--- start ---

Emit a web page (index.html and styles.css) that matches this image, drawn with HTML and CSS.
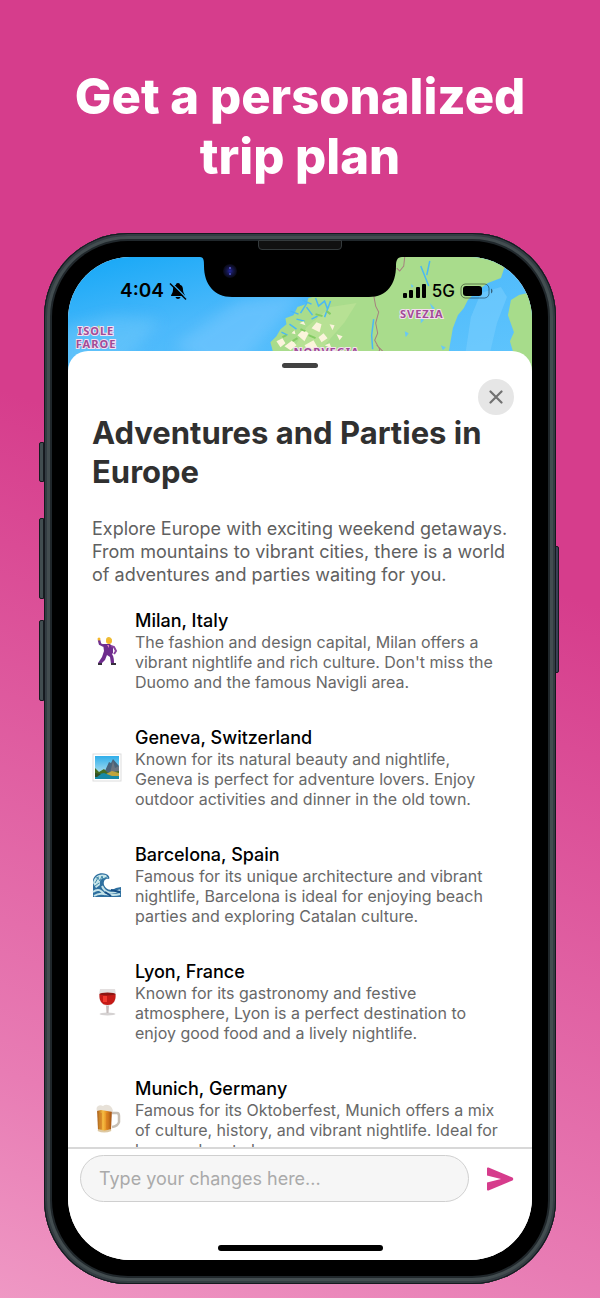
FILE: index.html
```html
<!DOCTYPE html>
<html lang="en">
<head>
<meta charset="utf-8">
<meta name="viewport" content="width=device-width, initial-scale=1">
<title>Get a personalized trip plan</title>
<link rel="stylesheet" href="styles.css">
</head>
<body>
<main class="stage">
  <h1 class="headline">Get a personalized<br>trip plan</h1>
  <div class="phone">
    <span class="key key-mute"></span>
    <span class="key key-up"></span>
    <span class="key key-down"></span>
    <span class="key key-power"></span>
    <span class="speaker"></span>
    <div class="screen">
      <svg class="map" viewBox="0 0 463 120" preserveAspectRatio="xMidYMin slice" aria-hidden="true">
        <defs>
          <linearGradient id="sea" x1="0" y1="0" x2="1" y2="1"><stop offset="0" stop-color="#14a7f6"/><stop offset=".4" stop-color="#4cb9fb"/><stop offset="1" stop-color="#62c6fd"/></linearGradient>
          <filter id="soft" x="-30%" y="-50%" width="160%" height="200%"><feGaussianBlur stdDeviation="7"/></filter>
          <filter id="edge"><feGaussianBlur stdDeviation="0.6"/></filter>
        </defs>
        <rect width="463" height="120" fill="url(#sea)"/>
        <path d="M-10 72L45 58 92 62 70 90 40 120-10 120Z" fill="#79ccfb" opacity=".4" filter="url(#soft)"/>
        <path d="M105 88L170 45 235 36 205 70 160 120Z" fill="#82cbff" opacity=".45" filter="url(#soft)"/>
        <g filter="url(#edge)">
        <path d="M206 100L202 85 208 79 212 72 218 67 217 61 225 58 229 50 238 47 240 41 252 38 300 30 318 0H440L435 12 432 21 419 26 408 34 399 43 395 51 389 58 384 71 380 94V120H210Z" fill="#a9dc8c"/>
        <path d="M463 35L450 38 442 43 439 58 445 75 441 84 444 94V120H463Z" fill="#a7dc8b"/>
        <path d="M412 36L432 30 438 40 428 66 420 100H396L402 60Z" fill="#7dcffd" opacity=".5"/>
        <path d="M222 96L238 70 262 50 288 46 276 65 250 95Z" fill="#c6e59c" opacity=".5"/>
        <path d="M238 50l6 8M228 62l8 2M247 41l3 8 6-5 3 8M234 43l9 4 M239 45l-7 11M262 44l-6 16M213 75l6 3M221 67l7 5M243 62l6-3M305 62L303 78 304 92M352 9l8 20M361 4l-3 14M222 54l8 3" fill="none" stroke="#49b8f5" stroke-width="1.500"/>
        <path d="M208 84l6-3 3 5-5 4ZM216 89l8-6 4 5-6 5ZM229 78l6-6 5 4-4 8ZM236 88l9-5 4 7-9 4ZM243 71l5-6 5 2-2 8ZM231 66l4-2 2 4ZM250 80l5-4 4 5-6 4ZM261 67l5 1-2 5ZM268 77l6 2-3 4ZM223 76l3-3 1 4ZM256 88l5-2 2 5Z" fill="#fbf4dc"/>
        <path d="M224 84l5-3M232 72l5 2M240 78l7 3M214 80l4-2M247 57l7 2M258 54l4 3" stroke="#84cc64" stroke-width="2"/>
        <path d="M361 46l5 5-2 3ZM352 59l3 4-3 3ZM336 74l4 2-3 4ZM372 88l5 2-3 3ZM342 27l3 2-2 2Z" fill="#67c8f6"/>
        </g>
        <path d="M336 0L335 9 331 14 328 11M305 38L307 49 310 55 307 66 309 76 306 83 311 92 307 107M308 88L314 94" fill="none" stroke="#a6807e"/>
        <path d="M30 68l6 3-2 5-5-3ZM34 96l5 1-2 5Z" fill="#a9dc8c"/>
        <g class="place">
          <text x="28" y="78">ISOLE</text>
          <text x="28" y="91">FAROE</text>
          <text x="353" y="61">SVEZIA</text>
          <text x="258" y="99">NORVEGIA</text>
        </g>
      </svg>
      <svg class="notch" viewBox="0 0 202 40" aria-hidden="true">
        <defs><radialGradient id="lens"><stop offset="0" stop-color="#2327a0"/><stop offset=".45" stop-color="#15174d"/><stop offset="1" stop-color="#080812"/></radialGradient></defs>
        <path d="M0 0C4 0 4 4 4 9C4 27 14 40 32 40H169C187 40 196 27 196 9C196 4 197 0 202 0Z" fill="#000"/>
        <circle cx="30" cy="14" r="7" fill="url(#lens)"/><circle cx="30" cy="11" r="1" fill="#5b5bd0"/><circle cx="30" cy="17" r="1" fill="#4d53cc"/>
      </svg>
      <div class="status">
        <div class="status-side">
          <span class="clock">4:04</span>
          <svg width="18" height="18" viewBox="0 0 18 18" aria-hidden="true"><path d="M9 1C10.500 1 11 2 11 2.800C13.500 3.600 14 5.500 14 8C14 11 16 12 16 14H2C2 12 4 11 4 8C4 5.500 4.500 3.600 7 2.800C7 2 7.500 1 9 1ZM6.500 15H11.500C11 17.500 7 17.500 6.500 15Z" fill="#000"/><path d="M2 0.500L18 16.500" stroke="#38b1f9" stroke-width="1.300"/><path d="M1 1.500L17 17.500" stroke="#000" stroke-width="1.400"/></svg>
        </div>
        <div class="status-side">
          <svg width="24" height="16" viewBox="0 0 24 16" aria-hidden="true"><rect x="0" y="10" width="4" height="5" rx="1"/><rect x="6" y="7" width="4" height="8" rx="1"/><rect x="13" y="4" width="4" height="11" rx="1"/><rect x="19" y="1" width="4" height="14" rx="1"/></svg>
          <span class="network">5G</span>
          <svg width="34" height="16" viewBox="0 0 34 16" aria-hidden="true"><rect x="1" y="1" width="28" height="14" rx="4.500" fill="none" stroke="#000" stroke-opacity=".45"/><rect x="3" y="3" width="19" height="10" rx="3"/><path d="M31 5.500C33 6.500 33 9.500 31 10.500Z" fill-opacity=".5"/></svg>
        </div>
      </div>
      <section class="sheet">
        <span class="grabber"></span>
        <button class="close" type="button" aria-label="Close"><svg width="14" height="14" viewBox="0 0 14 14" aria-hidden="true"><path d="M1.500 1.500L12.500 12.500M12.500 1.500L1.500 12.500" stroke="#717171" stroke-width="2.200" stroke-linecap="round"/></svg></button>
        <div class="content">
          <h2 class="title">Adventures and Parties in Europe</h2>
          <p class="intro">Explore Europe with exciting weekend getaways. From mountains to vibrant cities, there is a world of adventures and parties waiting for you.</p>
          <ul class="stops">
            <li class="stop">
              <svg class="emoji" viewBox="0 0 30 30" aria-hidden="true"><path d="M12 10L8 8 7 4" fill="none" stroke="#70308f" stroke-width="2.500" stroke-linejoin="round"/><path d="M11 8L18 8 21 11 21 17 20 18C22 21 22 24 22 28L19 28 18 21 15 19 13 24 9 28 6 27 10 21 12 15Z" fill="#6e2c8d"/><path d="M19 10L22 11 24 15 22 18" fill="none" stroke="#88419e" stroke-width="2"/><path d="M15 9L17 12 17 9Z" fill="#df82bd"/><circle cx="17" cy="5" r="3" fill="#f5b62a"/><path d="M14 4C14 0 20 0 20 5L17 3Z" fill="#edbd35"/><circle cx="7" cy="3" r="1.500" fill="#f5b62a"/><path d="M6 28h4M19 28h5" stroke="#36303c" stroke-width="2"/></svg>
              <div><h3 class="name">Milan, Italy</h3><p class="about">The fashion and design capital, Milan offers a vibrant nightlife and rich culture. Don't miss the Duomo and the famous Navigli area.</p></div>
            </li>
            <li class="stop">
              <svg class="emoji" viewBox="0 0 30 30" aria-hidden="true"><defs><linearGradient id="sky" x1="0" y1="0" x2="0" y2="1"><stop offset="0" stop-color="#2faeea"/><stop offset="1" stop-color="#d3eff1"/></linearGradient></defs><rect x="1" y="1" width="28" height="27" fill="#fff" stroke="#ddd"/><rect x="3" y="3" width="24" height="23" fill="url(#sky)"/><path d="M12 20L17 9 19 10 21 6 27 13V21Z" fill="#49637a"/><path d="M18 20L21 8 23 15 27 13V21Z" fill="#6b7480"/><path d="M3 15L7 19 12 16 16 20 27 18V23H3Z" fill="#456b20"/><path d="M14 21L20 18 27 20V24H14Z" fill="#c0a43d"/><path d="M3 22L12 20 20 23 27 23V26H3Z" fill="#1789a6"/><path d="M3 20L9 21 5 24H3Z" fill="#314e23"/></svg>
              <div><h3 class="name">Geneva, Switzerland</h3><p class="about">Known for its natural beauty and nightlife, Geneva is perfect for adventure lovers. Enjoy outdoor activities and dinner in the old town.</p></div>
            </li>
            <li class="stop">
              <svg class="emoji" viewBox="0 0 30 30" aria-hidden="true"><path d="M1 27V10C2 5 8 2 14 4C17 5 18 8 17 9C14 8 11 10 12 15C14 20 19 21 24 18L29 17V27Z" fill="#2e6f9f"/><path d="M1 13C2 6 8 3 14 5L16 8C10 7 7 10 8 15L4 18Z" fill="#c6e5e9"/><path d="M3 13L6 8 8 11 10 6 11 9 15 7M3 16L7 13M4 8L7 7" stroke="#4289aa" fill="none"/><path d="M1 22C6 18 9 20 13 25M10 16C13 23 20 25 28 20M2 26C12 20 16 28 28 24" fill="none" stroke="#c3e2e8" stroke-width="2"/><path d="M13 22L19 26M19 20L28 22" stroke="#174f86" stroke-width="2"/></svg>
              <div><h3 class="name">Barcelona, Spain</h3><p class="about">Famous for its unique architecture and vibrant nightlife, Barcelona is ideal for enjoying beach parties and exploring Catalan culture.</p></div>
            </li>
            <li class="stop">
              <svg class="emoji" viewBox="0 0 30 30" aria-hidden="true"><ellipse cx="15.500" cy="27" rx="8" ry="1.500" fill="#d5d2d2"/><path d="M14 18H17L16.500 26H14.500Z" fill="#c5bcbc"/><path d="M8 2H23C25 10 24 18 15.500 19C7 18 6 10 8 2Z" fill="#e3dfdf"/><path d="M7.500 7H23.500C24 13 22 18 15.500 18C9 18 7 13 7.500 7Z" fill="#c51a16"/><ellipse cx="15.500" cy="7" rx="8" ry="1.500" fill="#8d1512"/><path d="M13 9V15" stroke="#f0382e" stroke-width="4"/></svg>
              <div><h3 class="name">Lyon, France</h3><p class="about">Known for its gastronomy and festive atmosphere, Lyon is a perfect destination to enjoy good food and a lively nightlife.</p></div>
            </li>
            <li class="stop">
              <svg class="emoji" viewBox="0 0 30 30" aria-hidden="true"><defs><linearGradient id="beer"><stop offset="0" stop-color="#a75a17"/><stop offset=".4" stop-color="#f7bd42"/><stop offset=".65" stop-color="#e38c20"/><stop offset="1" stop-color="#9e4c12"/></linearGradient></defs><path d="M20 9H25Q27 9 27 12V18Q26 22 20 23" fill="none" stroke="#c7bfb5" stroke-width="2.500"/><path d="M5 5H20L19 26Q12 29 6 26Z" fill="url(#beer)"/><path d="M9 9V25M15 9V25" stroke="#d17720"/><path d="M5 7C3 2 8 0 11 2C15-1 21 2 21 8L15 7 9 6Z" fill="#e7e1d8"/><path d="M6 26Q12 29 19 26" fill="none" stroke="#ddc8a2" stroke-width="2"/></svg>
              <div><h3 class="name">Munich, Germany</h3><p class="about">Famous for its Oktoberfest, Munich offers a mix of culture, history, and vibrant nightlife. Ideal for beer and party lovers.</p></div>
            </li>
          </ul>
        </div>
        <form class="composer">
          <input class="field" type="text" aria-label="Your changes" placeholder="Type your changes here...">
          <button class="send" type="button" aria-label="Send"><svg width="28" height="24" viewBox="0 0 28 24" aria-hidden="true"><path d="M1 1.500Q1 0 2.500 0.600L26.500 10.500Q28 12 26.500 13.500L2.500 23.400Q1 24 1 22.500V15.500L15 12 1 8.500Z" fill="#d63c8c"/></svg></button>
        </form>
        <span class="home"></span>
      </section>
    </div>
  </div>
</main>
</body>
</html>
```
FILE: styles.css
```css
* { box-sizing: border-box; }
body, h1, h2, h3, p, ul { margin: 0; padding: 0; }
body { font-family: Inter, "Liberation Sans", sans-serif; }
.stage {
  display: flex;
  flex-direction: column;
  height: 100vh;
  min-height: 900px;
  padding: 67px 44px 14px;
  background: linear-gradient(200deg, #d63d8c 0%, #d63d8c 40%, #e87cb4 85%, #ef98c4 100%);
}
.headline {
  margin: 0 -20px 46px;
  color: #fff;
  font-size: 49px;
  font-weight: 800;
  line-height: 60px;
  text-align: center;
}
.phone {
  position: relative;
  display: flex;
  flex: 1;
  min-height: 0;
  padding: 24px;
  border-radius: 84px;
  background: #000;
  box-shadow: inset 0 0 0 1px #15191f, inset 0 0 0 3px #333c42, inset 0 0 0 6px #434d50, inset 0 0 0 8px #20272b;
}
.key {
  position: absolute;
  left: -5px;
  width: 5px;
  border: 1px solid #171b20;
  border-radius: 2px 0 0 2px;
  background: #414d50;
}
.key-mute { top: 209px; height: 40px; }
.key-up { top: 285px; height: 81px; }
.key-down { top: 387px; height: 81px; }
.key-power { top: 313px; right: -3px; left: auto; width: 4px; height: 127px; border-radius: 0 2px 2px 0; background: #3b4055; }
.speaker {
  position: absolute;
  top: 7px;
  left: 50%;
  width: 84px;
  height: 10px;
  margin-left: -42px;
  border: 1px solid #343a3c;
  border-radius: 0 0 4px 4px;
  background: #111;
}
.screen {
  position: relative;
  display: flex;
  flex: 1;
  flex-direction: column;
  min-width: 0;
  overflow: hidden;
  border-radius: 62px;
  background: #fff;
}
.map { position: absolute; top: 0; left: 0; width: 100%; height: 120px; }
.place {
  fill: #a04b96;
  stroke: #f4dff0;
  stroke-width: 2px;
  paint-order: stroke;
  font-family: "Noto Sans", sans-serif;
  font-size: 11px;
  font-weight: 700;
  letter-spacing: 1px;
  text-anchor: middle;
}
.notch { position: absolute; top: 0; left: 50%; width: 202px; height: 40px; margin-left: -100px; }
.status {
  position: relative;
  display: flex;
  justify-content: space-between;
  height: 94px;
  padding: 20px 38px 0 52px;
}
.status-side { display: flex; align-items: center; gap: 5px; height: 28px; }
.clock { font-size: 19px; font-weight: 600; line-height: 28px; }
.network { font-size: 17px; font-weight: 500; line-height: 28px; }
.sheet {
  position: relative;
  display: flex;
  flex: 1;
  flex-direction: column;
  min-height: 0;
  padding-top: 12px;
  border-radius: 20px 20px 0 0;
  background: #fff;
}
.grabber { flex: none; align-self: center; width: 36px; height: 5px; border-radius: 3px; background: #424242; }
.close {
  position: absolute;
  top: 28px;
  right: 18px;
  display: grid;
  place-items: center;
  width: 36px;
  height: 36px;
  padding: 0;
  border: 0;
  border-radius: 50%;
  background: #e6e6e6;
}
.content { flex: 1; min-height: 0; padding: 45px 24px 0; overflow: hidden; }
.title { color: #303030; font-size: 31px; font-weight: 700; line-height: 39px; }
.intro { margin-top: 26px; color: #606060; font-size: 18px; line-height: 23px; }
.stops { display: flex; flex-direction: column; gap: 35px; margin-top: 24px; list-style: none; }
.stop { display: grid; grid-template-columns: 30px 1fr; align-items: center; gap: 13px; }
.emoji { width: 30px; height: 30px; }
.name { color: #000; font-size: 18px; font-weight: 500; line-height: 22px; }
.about { color: #686868; font-size: 16px; line-height: 20px; }
.stop:last-child .emoji { align-self: start; margin-top: 26px; }
.composer {
  display: flex;
  align-items: center;
  gap: 16px;
  padding: 6px 17px 6px 12px;
  border-top: 2px solid #d8d8d8;
}
.field {
  flex: 1;
  min-width: 0;
  height: 47px;
  padding: 0 18px;
  border: 1px solid #cfcfcf;
  border-radius: 24px;
  outline: 0;
  background: #f6f6f6;
  font: 18px/24px Inter, "Liberation Sans", sans-serif;
}
.field::placeholder { color: #aaa; opacity: 1; }
.send { display: grid; place-items: center; width: 30px; height: 40px; padding: 0; border: 0; background: none; }
.home { flex: none; align-self: center; width: 165px; height: 6px; margin: 37px 0 9px; border-radius: 3px; background: #000; }
```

--- end ---

## [What is being asked]
Say how many lines of the data include the word "index". Nothing other than the number should be given.

## [Solution to this task]
2